今回のお届け先はアメリカ・ラスベガス。自動車整備工場を営む村田強至さん(32)と、京都に住む父・和彦さん(60)、母・美佐子さん(59)をつなぐ。元々整備士として働いていたこの工場が閉鎖されることになり、両親に大借金をして工場を買取った強至さん。父は「親としては出来る限りのことはしてやりたかった」と振り返る。一方、母は「子供のころは引っ込み思案で、人に背中を押されないとダメな子だった。英語もまったく出来なかったのに…」と、息子が工場経営をしているのが信じられない様子だ。
強至さんが経営を始めて4年になる「サムライモーターズ」は、 オイル交換から部品交換、修理までを手掛ける、いわゆる街の自動車整備工場。経営者で整備士でもある強至さんのほか、メキシコ人の従業員2人が働いている。持ち込まれる車は1日20台以上。車社会のアメリカでは、車の使用頻度は日本と比べものにならないほど多く、整備工場は日常生活に欠かせない場所なのだ。
強至さんがアメリカで整備工場を経営するようになるまでには、度重なる偶然があった。日本で第一希望の高校受験に失敗した強至さんは、母の薦めで、手に職が付けられる高校の自動車学科に進学。しかし、卒業後に就職したのは飲食店。

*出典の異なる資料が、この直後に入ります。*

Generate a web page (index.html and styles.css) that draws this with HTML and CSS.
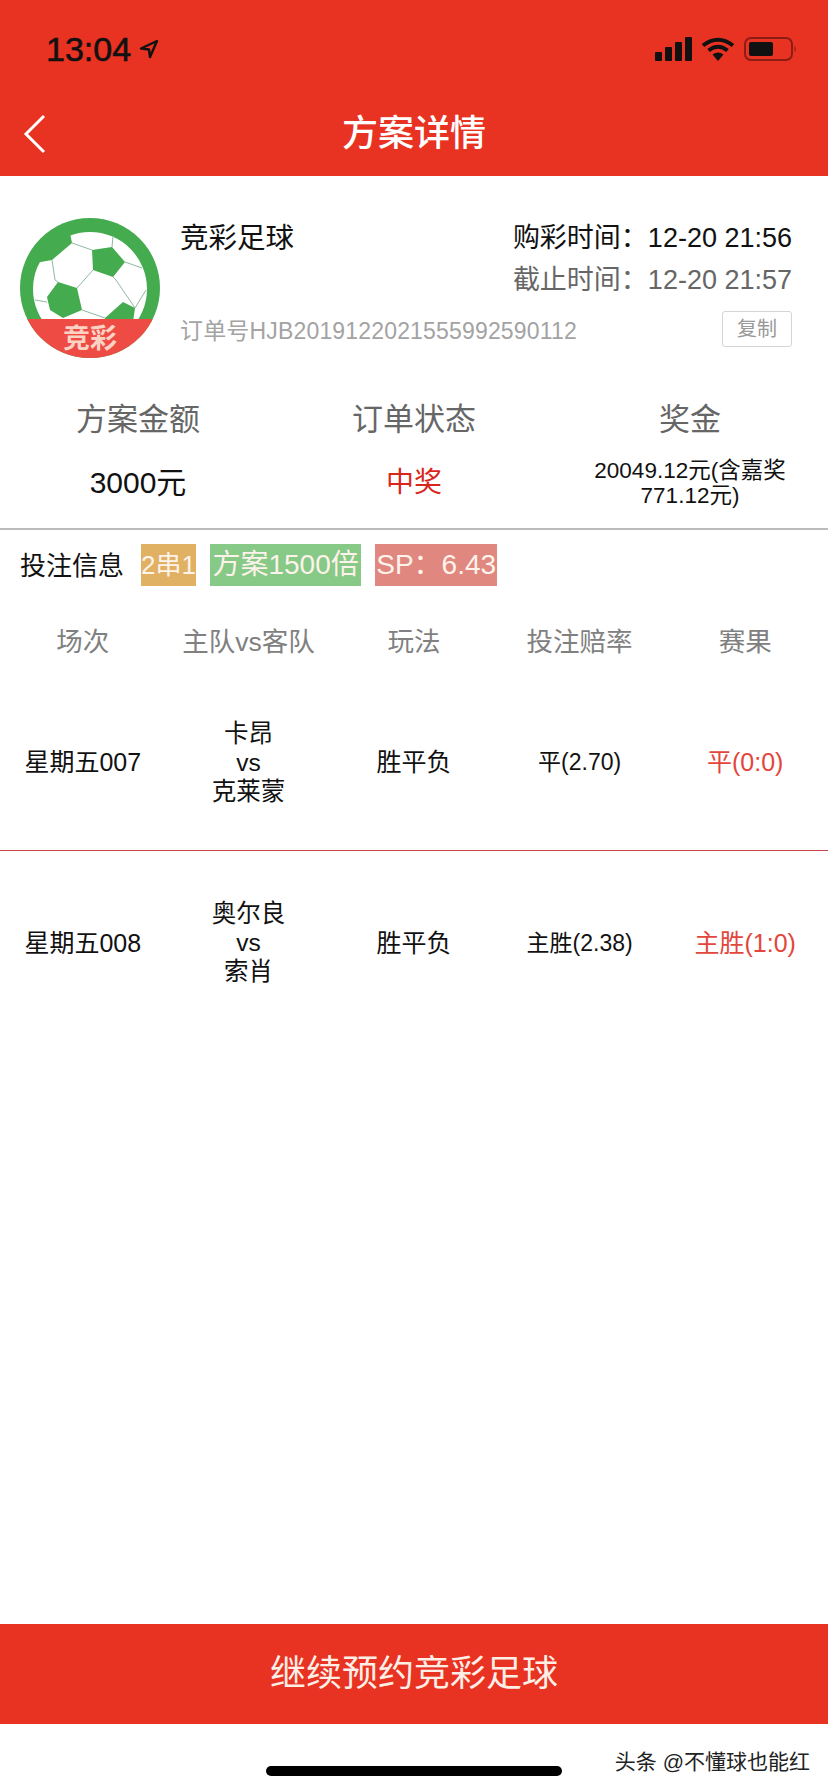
FILE: index.html
```html
<!DOCTYPE html>
<html lang="zh-CN">

<head>
    <meta charset="UTF-8">
    <title>方案详情</title>
    <link rel="stylesheet" href="styles.css">
</head>

<body>
    <div class="page">
        <header class="top">
            <div class="status">
                <div class="clock">
                    <span>13:04</span>
                    <svg class="arrow" width="20" height="20" viewBox="0 0 20 20">
                        <path d="M18 2 L2 9.5 L10 10.5 L11 18 Z" fill="none" stroke="#111" stroke-width="2.4" stroke-linejoin="round"/>
                    </svg>
                </div>
                <div class="status-icons">
                    <svg width="37" height="24" viewBox="0 0 37 24">
                        <rect x="0" y="15" width="7" height="9" rx="1" fill="#111"/>
                        <rect x="10" y="10" width="7" height="14" rx="1" fill="#111"/>
                        <rect x="20" y="5" width="7" height="19" rx="1" fill="#111"/>
                        <rect x="30" y="0" width="7" height="24" rx="1" fill="#111"/>
                    </svg>
                    <svg width="34" height="24" viewBox="0 0 34 24">
                        <path d="M2 8.5 Q17 -3 32 8.5" fill="none" stroke="#111" stroke-width="4"/>
                        <path d="M7.5 13.5 Q17 6 26.5 13.5" fill="none" stroke="#111" stroke-width="4"/>
                        <path d="M17 24 L11.5 17.5 Q17 13.5 22.5 17.5 Z" fill="#111"/>
                    </svg>
                    <svg width="53" height="24" viewBox="0 0 53 24">
                        <rect x="1" y="1" width="47" height="22" rx="6" fill="none" stroke="#8d1c12" stroke-width="2"/>
                        <rect x="5" y="5" width="24" height="14" rx="2" fill="#111"/>
                        <path d="M50.5 8.5 Q53 12 50.5 15.5 Z" fill="#8d1c12"/>
                    </svg>
                </div>
            </div>
            <div class="nav">
                <svg class="back" width="24" height="40" viewBox="0 0 24 40">
                    <path d="M21 2 L3 20 L21 38" fill="none" stroke="#fff" stroke-width="3"/>
                </svg>
                <h1>方案详情</h1>
            </div>
        </header>

        <section class="summary">
            <svg class="logo" width="140" height="140" viewBox="0 0 140 140">
                <defs>
                    <clipPath id="disc">
                        <circle cx="70" cy="70" r="70"/>
                    </clipPath>
                </defs>
                <circle cx="70" cy="70" r="70" fill="#45ab4f"/>
                <circle cx="70" cy="71" r="57" fill="#fff"/>
                <!-- dark patches of the ball -->
                <path d="M50 15 L52 25 L32 42 L15 45 L25 25 Z" fill="#45ab4f"/>
                <path d="M72 32 L92 29 L105 44 L93 59 L73 52 Z" fill="#45ab4f"/>
                <path d="M27 79 L38 64 L57 70 L62 92 L43 100 L30 92 Z" fill="#45ab4f"/>
                <path d="M85 100 L103 84 L115 90 L113 104 L85 104 Z" fill="#45ab4f"/>
                <path d="M52 25 L72 32 M32 42 L35 62 L38 64 M57 70 L73 52 M93 59 L96 62 L115 90 M62 92 L85 100 M105 44 L122 50 M15 82 L27 84 M92 29 L93 18 M115 90 L126 72" fill="none" stroke="#8fb9a0" stroke-width="1"/>
                <g clip-path="url(#disc)">
                    <rect x="0" y="101" width="140" height="39" fill="#ee4b44"/>
                </g>
                <text class="logo-text" x="70" y="130" text-anchor="middle">竞彩</text>
            </svg>
            <div class="info">
                <div class="info-row">
                    <span class="name">竞彩足球</span>
                    <span class="time">购彩时间：12-20 21:56</span>
                </div>
                <div class="info-row info-end">
                    <span class="time time-muted">截止时间：12-20 21:57</span>
                </div>
                <div class="info-row order-row">
                    <span class="order-no">订单号HJB2019122021555992590112</span>
                    <span class="copy">复制</span>
                </div>
            </div>
        </section>

        <section class="stats">
            <div class="stat">
                <div class="stat-label">方案金额</div>
                <div class="stat-value amount">3000元</div>
            </div>
            <div class="stat">
                <div class="stat-label">订单状态</div>
                <div class="stat-value won">中奖</div>
            </div>
            <div class="stat">
                <div class="stat-label">奖金</div>
                <div class="stat-value prize">20049.12元(含嘉奖771.12元)</div>
            </div>
        </section>

        <section class="bet">
            <span class="bet-title">投注信息</span>
            <span class="tag tag-orange">2串1</span>
            <span class="tag tag-green">方案1500倍</span>
            <span class="tag tag-red">SP：6.43</span>
        </section>

        <div class="table-head">
            <span>场次</span>
            <span>主队vs客队</span>
            <span>玩法</span>
            <span>投注赔率</span>
            <span>赛果</span>
        </div>

        <div class="match match-line">
            <span>星期五007</span>
            <span class="teams">卡昂<br>vs<br>克莱蒙</span>
            <span>胜平负</span>
            <span class="odds">平(2.70)</span>
            <span class="result">平(0:0)</span>
        </div>
        <div class="match">
            <span>星期五008</span>
            <span class="teams">奥尔良<br>vs<br>索肖</span>
            <span>胜平负</span>
            <span class="odds">主胜(2.38)</span>
            <span class="result">主胜(1:0)</span>
        </div>

        <div class="spacer"></div>

        <div class="action">继续预约竞彩足球</div>
        <div class="home">
            <span class="home-bar"></span>
        </div>
        <span class="watermark">头条 @不懂球也能红</span>
    </div>
</body>

</html>
```
FILE: styles.css
```css
* {
    box-sizing: border-box;
}

body {
    margin: 0;
    background: #fff;
    font-family: "Liberation Sans", "Noto Sans CJK SC", sans-serif;
    color: #111;
}

.page {
    position: relative;
    display: flex;
    flex-direction: column;
    width: 828px;
    height: 1792px;
    overflow: hidden;
}

/* red header */
.top {
    height: 176px;
    background: #e83222;
}

.status {
    display: flex;
    justify-content: space-between;
    align-items: center;
    height: 88px;
    padding: 10px 31px 0 46px;
}

.clock {
    display: flex;
    align-items: center;
    gap: 8px;
    font-size: 34px;
    font-weight: 500;
    -webkit-text-stroke: 0.6px #111;
}

.status-icons {
    display: flex;
    align-items: center;
    gap: 9px;
}

.nav {
    display: flex;
    align-items: center;
    justify-content: center;
    position: relative;
    height: 88px;
}

.back {
    position: absolute;
    left: 23px;
    top: 26px;
}

.nav h1 {
    margin: 0 0 4px;
    font-size: 36px;
    font-weight: 500;
    color: #fff;
}

/* logo + order info */
.summary {
    display: flex;
    padding: 38px 36px 0 20px;
}

.logo {
    flex: none;
    margin: 4px 20px 0 0;
}

.logo-text {
    font-size: 27px;
    font-weight: 700;
    fill: #fbd2c4;
}

.info {
    flex: 1;
}

.info-row {
    display: flex;
    justify-content: space-between;
    align-items: center;
    height: 42px;
}

.info-end {
    justify-content: flex-end;
}

.order-row {
    margin-top: 10px;
}

.name {
    font-size: 28.5px;
}

.time {
    font-size: 27px;
}

.time-muted {
    color: #666;
}

.order-no {
    font-size: 23px;
    letter-spacing: 0.17px;
    color: #a3a3a3;
}

.copy {
    width: 70px;
    height: 36px;
    line-height: 34px;
    text-align: center;
    font-size: 20px;
    color: #999;
    border: 1px solid #d5d5d5;
    border-radius: 3px;
}

/* three figures */
.stats {
    display: grid;
    grid-template-columns: repeat(3, 1fr);
    height: 130px;
    margin-top: 40px;
    box-sizing: content-box;
    border-bottom: 2px solid #bbb;
}

.stat {
    text-align: center;
}

.stat-label {
    height: 38px;
    padding-top: 3px;
    line-height: 38px;
    font-size: 31px;
    color: #666;
}

.stat-value {
    display: flex;
    align-items: center;
    justify-content: center;
    height: 52px;
    margin-top: 18px;
    font-size: 28px;
}

.amount {
    font-size: 30px;
}

.won {
    color: #d9261c;
}

.prize {
    width: 204px;
    margin-left: auto;
    margin-right: auto;
    padding-top: 5px;
    font-size: 22.5px;
    line-height: 25px;
}

/* bet tags */
.bet {
    display: flex;
    align-items: center;
    height: 42px;
    margin-top: 14px;
    padding-left: 20px;
}

.bet-title {
    margin-right: 17px;
    padding-bottom: 3px;
    font-size: 26px;
}

.tag {
    height: 42px;
    line-height: 42px;
    margin-right: 14px;
    font-size: 28px;
    color: #fdf3ea;
    white-space: nowrap;
}

.tag-orange {
    font-size: 26px;
    background: #e0b063;
}

.tag-green {
    background: #87c987;
    padding: 0 2.5px;
}

.tag-red {
    background: #e0877f;
    padding: 0 1px;
}

/* match table */
.table-head,
.match {
    display: grid;
    grid-template-columns: repeat(5, 1fr);
    align-items: center;
    text-align: center;
}

.table-head {
    height: 40px;
    margin: 33px 0 13px;
    font-size: 26.5px;
    color: #808080;
}

.match {
    height: 179px;
    font-size: 25px;
}

.match-line {
    padding-bottom: 2px;
    border-bottom: 1px solid #c9474a;
}

.teams {
    padding-top: 4px;
    font-size: 24.5px;
    line-height: 29px;
}

.odds {
    font-size: 23px;
}

.result {
    color: #e2463c;
}

.spacer {
    flex: 1;
}

/* bottom */
.action {
    height: 100px;
    line-height: 100px;
    text-align: center;
    font-size: 36px;
    color: #fdeee6;
    background: #e83222;
}

.home {
    display: flex;
    justify-content: center;
    height: 68px;
    padding-top: 42px;
}

.home-bar {
    width: 296px;
    height: 10px;
    background: #000;
    border-radius: 5px;
}

.watermark {
    position: absolute;
    right: 18px;
    bottom: 17px;
    font-size: 21px;
    color: #222;
}
```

ところがその店が2年で倒産してしまったのだ。無職となってアメリカへ1人旅に出た強至さんは、ラスベガスでたまたま知り合った旅行ガイドにこの工場を紹介され、単身渡米。英語も話せないまま整備士として働き始めた。
だが2年半後、工場が閉鎖されることになり、オーナーから「工場をやってみないか」と持ちかけられた強至さんは、なんと無謀にも工場を買いとる決断をしてしまったのだ。背中を押してくれたのは母だった。両親に大借金をし、英語も技術も未熟で、ましてや会社経営の知識などまったくないまま、強至さんの工場はスタートした。そんな彼にできることといえば、少しでも早く、安く、お客さんの身になって仕事をすることだけだった。そんな誠実な仕事ぶりが口コミで評判となり、お客さんが次々とやってくるように。さらには細やかなサービスが評価され、日系大手旅行会社との契約も獲得。この4年で工場は順調に成長し、今ではラスベガス郊外に大きなマイホームを手に入れるまでになった。
一方で「車はどんどん電気化されてきている。いつかメカニックも町工場もなくなるのではないか」と将来の不安も感じている。それでも車のボディを直す“ボディショップ(板金屋)”は職人技なので変わることはないと思う。今年中には新たに始めたい」。強至さんは将来を見通し、新たな挑戦でさらなる成功へつなげようとしている。
日本を飛び出して7年。「ここにいれば自分のしたいことがある。“絶対成功させる”と言って親を納得させた言葉が忘れられない。途中で投げ出すことはできない」。そう語る強至さんに、日本から届けられたのは、招き猫と、貯金通帳を持って微笑む母の写真。その裏には「会社設立の時に貸したお金、返済してください。強至が頑張って元気で幸せに暮らしている証として、口座の数字が増えていくことを楽しみにしています」と綴られていた。強至さんは苦笑いしながらも、近いうちの返済を約束。「自分のやりたいことに向かって突き進んでいくので、応援よろしくお願いします」と両親に呼びかけるのだった。